Could counterfeit videos featuring digitally-altered faces become a problem for the future? Experts say yes.
According to CBS News, sweeping the web now is a revolution in the digital age that can paste an individual’s face over another’s body, creating an all-too-convincing illusion that it’s the real thing. Take a look at this video of President Trump’s face pasted over Alec Baldwin’s impression of him on SNL:
Hollywood used to spend big money to achieve that kind of realistic effect. Now, somebody can do it from the comfort of their mother’s basement.
“The idea that someone could put another person’s face on an individual’s body, that would be like a homerun for anyone who wants to interfere in a political process,” said Virginia Senator Mark Warner. “This is now going to be the new reality, surely by 2020, but potentially even as early as this year.”
“There is no Democrat or a Republican that would be safe from this kind of manipulation. But, boy oh boy, we need as a country to get our act together.”
Here’s another video that did something similar with Vladimir Putin:
Called “Deepfakes,” the illusion is created through a “machine learning” software that can superimpose celebrity faces onto the bodies of other people.
Hany Farid of Dartmouth College says society is not ready for the deepfake revolution.
“We are absolutely not ready for this. We are absolutely not ready for it,” Farid replied. “On so many different levels, we’re not ready for it.”
A program for Adobe can even create new audio from written text. Farid says that’s “terrifying.”
“Right out of the gate, that’s terrifying,” Farid said. “I mean, that is just terrifying.
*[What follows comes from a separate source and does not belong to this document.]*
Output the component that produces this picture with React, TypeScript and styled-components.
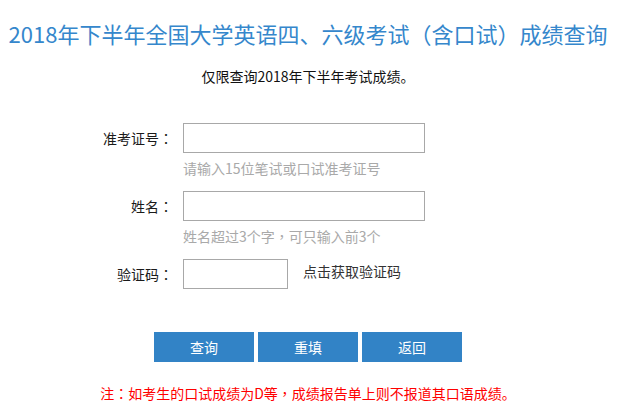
import React from "react";
import styled, { createGlobalStyle } from "styled-components";

const GlobalStyle = createGlobalStyle`
  html, body {
    margin: 0;
    padding: 0;
    background: #ffffff;
  }
  body {
    font-family: "Noto Sans CJK SC", "Noto Sans", sans-serif;
    color: #222222;
  }
  * { box-sizing: border-box; }
`;

const Page = styled.div`
  width: 616px;
  display: flex;
  flex-direction: column;
  align-items: center;
  padding-top: 16px;
`;

const Title = styled.h1`
  margin: 0;
  font-size: 22px;
  font-weight: 400;
  line-height: 34px;
  color: #3587cc;
  white-space: nowrap;
`;

const Subtitle = styled.p`
  margin: 16px 0 0;
  font-size: 14px;
  line-height: 20px;
  color: #111111;
`;

const Punct = styled.span`
  font-family: "Noto Sans CJK TC", "Noto Sans CJK SC", sans-serif;
`;

const Form = styled.form`
  align-self: stretch;
  margin-top: 37px;
  display: grid;
  grid-template-columns: 173px 1fr;
  column-gap: 10px;
  row-gap: 13px;
`;

const Label = styled.label`
  text-align: right;
  font-size: 14px;
  line-height: 30px;
  color: #1a1a1a;
  white-space: nowrap;
`;

const Field = styled.div`
  display: flex;
  flex-direction: column;
  align-items: flex-start;
`;

const FieldRow = styled.div`
  display: flex;
  align-items: flex-start;
  gap: 15px;
`;

const Input = styled.input<{ $w: number }>`
  width: ${(p) => p.$w}px;
  height: 30px;
  margin: 0;
  padding: 0 6px;
  border: 1px solid #a8a8a8;
  border-radius: 0;
  background: #ffffff;
  font-family: inherit;
  font-size: 14px;
  outline: none;
`;

const Hint = styled.div`
  margin-top: 5px;
  font-size: 14px;
  line-height: 20px;
  color: #a9a9a9;
  white-space: nowrap;
`;

const CaptchaLink = styled.span`
  font-size: 14px;
  line-height: 24px;
  color: #333333;
  cursor: pointer;
  white-space: nowrap;
`;

const Buttons = styled.div`
  margin-top: 43px;
  display: flex;
  gap: 4px;
`;

const Button = styled.button`
  width: 100px;
  height: 30px;
  margin: 0;
  padding: 0;
  border: none;
  background: #3283c6;
  color: #ffffff;
  font-family: inherit;
  font-size: 14px;
  line-height: 30px;
  cursor: pointer;
`;

const Note = styled.p`
  margin: 21px 0 0;
  font-size: 14px;
  line-height: 20px;
  color: #ff0000;
  white-space: nowrap;
`;

export default function App() {
  return (
    <>
      <GlobalStyle />
      <Page>
        <Title>2018年下半年全国大学英语四、六级考试（含口试）成绩查询</Title>
        <Subtitle>仅限查询2018年下半年考试成绩。</Subtitle>
        <Form onSubmit={(e) => e.preventDefault()}>
          <Label>
            准考证号<Punct>：</Punct>
          </Label>
          <Field>
            <Input $w={242} type="text" />
            <Hint>请输入15位笔试或口试准考证号</Hint>
          </Field>
          <Label>
            姓名<Punct>：</Punct>
          </Label>
          <Field>
            <Input $w={242} type="text" />
            <Hint>
              姓名超过3个字<Punct>，</Punct>可只输入前3个
            </Hint>
          </Field>
          <Label>
            验证码<Punct>：</Punct>
          </Label>
          <FieldRow>
            <Input $w={105} type="text" />
            <CaptchaLink>点击获取验证码</CaptchaLink>
          </FieldRow>
        </Form>
        <Buttons>
          <Button type="button">查询</Button>
          <Button type="button">重填</Button>
          <Button type="button">返回</Button>
        </Buttons>
        <Note>
          注<Punct>：</Punct>如考生的口试成绩为D等<Punct>，</Punct>成绩报告单上则不报道其口语成绩。
        </Note>
      </Page>
    </>
  );
}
Now I can create the president of the United States saying just about anything.”
Adobe recognizes the technology could have “objectionable use,” but they ultimately feel “the positive impact of technology will always overshadow the negative.”
As far as the entertainment industry goes, the more the merrier, but as far as day to day life, things could get complicated, and people could weaponize the technology to make it seem people said and did things they did not. No need for it to be an over-produced extravaganza, as it could be something as simple as tweaking one or two words in a sentence to disparage someone.
“I think the nightmare situation is a fake video of a politician saying, ‘I have launched nuclear weapons against a country.’ The other country reacts within minutes, seconds, and we have a global nuclear war,” Farid said.
Farid hopes that tools developed by himself and others will be useful to quickly identify “deepfake” technology.
“We have a ‘fake news’ phenomenon that is not going away,” he said. “And so add to that fake images, fake audio, fake video, and you have an explosion of what I would call an information war.”
Another deepfake problem is in the area of internet porn, where celebrity faces like Gal Gadot and Scarlett Johansson have been pasted onto real porn actors. Just last month, Pornhub announced that all deepfake videos would henceforth be banned from airing.